Make an exact copy of the lines, leaving the pictures out.

Data:
● ● ● ● ● ● ●

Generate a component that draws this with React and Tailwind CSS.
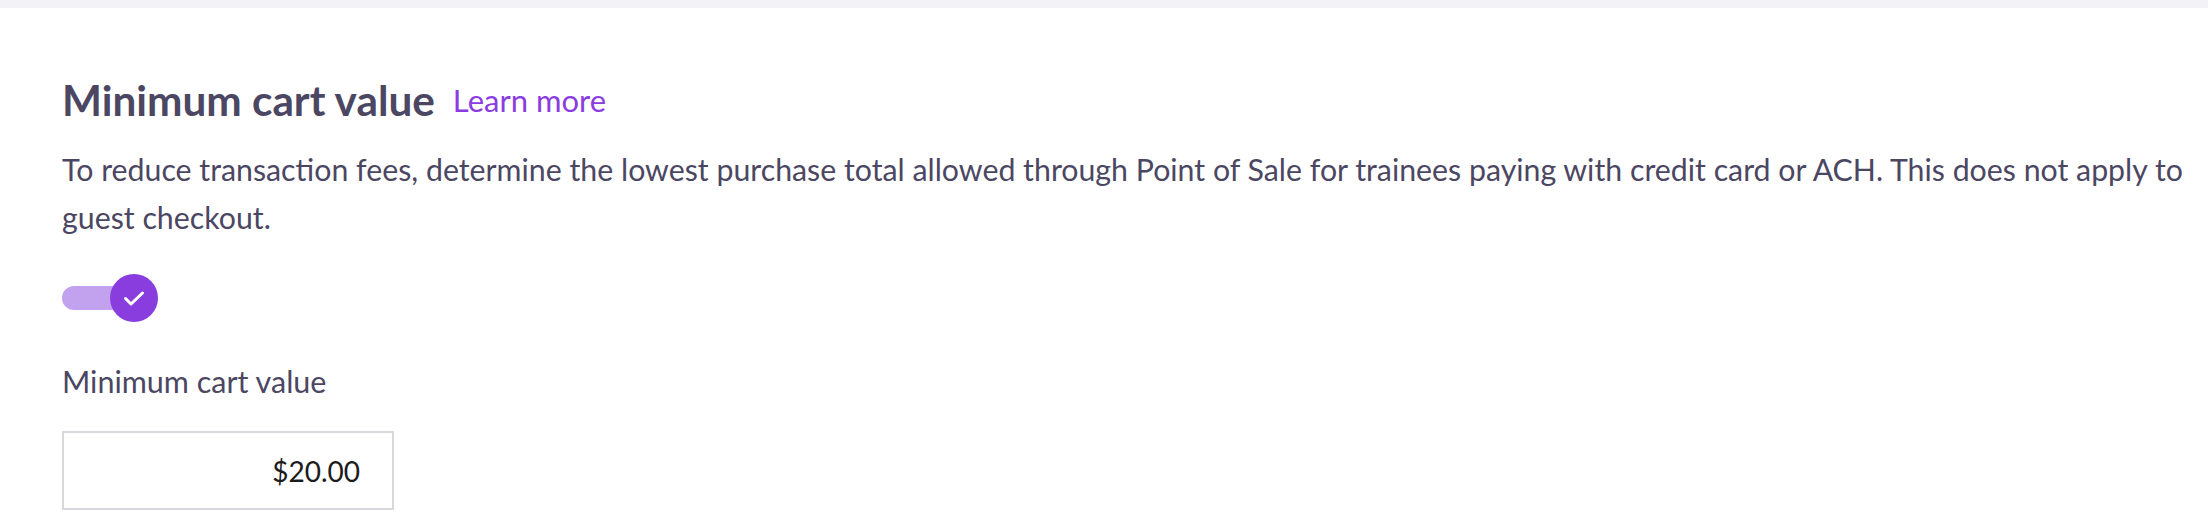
import React, { useState } from 'react';

// Settings section: minimum cart value for Point of Sale
function CheckToggle({ checked, onChange }) {
    return (
        <button
            type="button"
            onClick={() => onChange(!checked)}
            className="flex items-center h-[48px] w-[96px]"
            aria-pressed={checked}
        >
            <span className="block h-[24px] w-[76px] rounded-full bg-[#c2a1ee]" />
            <span className="-ml-[28px] flex h-[48px] w-[48px] shrink-0 items-center justify-center rounded-full bg-[#8a3ddf]">
                {checked && (
                    <svg width="22" height="15" viewBox="0 0 22 15" fill="none">
                        <polyline points="2.5,7.5 8,13 19.5,2" stroke="#ffffff" strokeWidth="3" strokeLinecap="round" strokeLinejoin="round" />
                    </svg>
                )}
            </span>
        </button>
    );
}

export default function App() {
    const [enabled, setEnabled] = useState(true);
    const [amount, setAmount] = useState('$20.00');

    return (
        <div className="min-h-screen bg-white font-['Lato','Noto_Sans',sans-serif] text-[#4b4762]">
            <div className="h-[8px] bg-[#f2f2f7]" />

            <div className="pl-[62px] pr-[24px] pt-[66px]">
                {/* Heading */}
                <div className="flex h-[52px] items-center gap-[18px]">
                    <h2 className="text-[42.3px] font-bold leading-[52px] text-[#4b4762]">Minimum cart value</h2>
                    <a href="#" className="text-[31px] leading-[40px] text-[#8a3ce0]">Learn more</a>
                </div>

                <p className="mt-[19px] text-[30.3px] leading-[48px]">
                    To reduce transaction fees, determine the lowest purchase total allowed through Point of Sale for trainees paying with credit card or ACH. This does not apply to guest checkout.
                </p>

                <div className="mt-[33px]">
                    <CheckToggle checked={enabled} onChange={setEnabled} />
                </div>

                <label className="mt-[35px] block text-[30.5px] leading-[48px]">Minimum cart value</label>

                <input
                    value={amount}
                    onChange={(e) => setAmount(e.target.value)}
                    className="mt-[26px] block h-[79px] w-[332px] border-2 border-[#d8d8de] bg-white pr-[32px] text-right text-[28px] text-[#1c1c1c] outline-none"
                />
            </div>
        </div>
    );
}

● ● ● ● ● ● ●

Worked answer:
Generate a component that draws this with React and Tailwind CSS.
import React, { useState } from 'react';

// Settings section: minimum cart value for Point of Sale
function CheckToggle({ checked, onChange }) {
    return (
        <button
            type="button"
            onClick={() => onChange(!checked)}
            className="flex items-center h-[48px] w-[96px]"
            aria-pressed={checked}
        >
            <span className="block h-[24px] w-[76px] rounded-full bg-[#c2a1ee]" />
            <span className="-ml-[28px] flex h-[48px] w-[48px] shrink-0 items-center justify-center rounded-full bg-[#8a3ddf]">
                {checked && (
                    <svg width="22" height="15" viewBox="0 0 22 15" fill="none">
                        <polyline points="2.5,7.5 8,13 19.5,2" stroke="#ffffff" strokeWidth="3" strokeLinecap="round" strokeLinejoin="round" />
                    </svg>
                )}
            </span>
        </button>
    );
}

export default function App() {
    const [enabled, setEnabled] = useState(true);
    const [amount, setAmount] = useState('$20.00');

    return (
        <div className="min-h-screen bg-white font-['Lato','Noto_Sans',sans-serif] text-[#4b4762]">
            <div className="h-[8px] bg-[#f2f2f7]" />

            <div className="pl-[62px] pr-[24px] pt-[66px]">
                {/* Heading */}
                <div className="flex h-[52px] items-center gap-[18px]">
                    <h2 className="text-[42.3px] font-bold leading-[52px] text-[#4b4762]">Minimum cart value</h2>
                    <a href="#" className="text-[31px] leading-[40px] text-[#8a3ce0]">Learn more</a>
                </div>

                <p className="mt-[19px] text-[30.3px] leading-[48px]">
                    To reduce transaction fees, determine the lowest purchase total allowed through Point of Sale for trainees paying with credit card or ACH. This does not apply to guest checkout.
                </p>

                <div className="mt-[33px]">
                    <CheckToggle checked={enabled} onChange={setEnabled} />
                </div>

                <label className="mt-[35px] block text-[30.5px] leading-[48px]">Minimum cart value</label>

                <input
                    value={amount}
                    onChange={(e) => setAmount(e.target.value)}
                    className="mt-[26px] block h-[79px] w-[332px] border-2 border-[#d8d8de] bg-white pr-[32px] text-right text-[28px] text-[#1c1c1c] outline-none"
                />
            </div>
        </div>
    );
}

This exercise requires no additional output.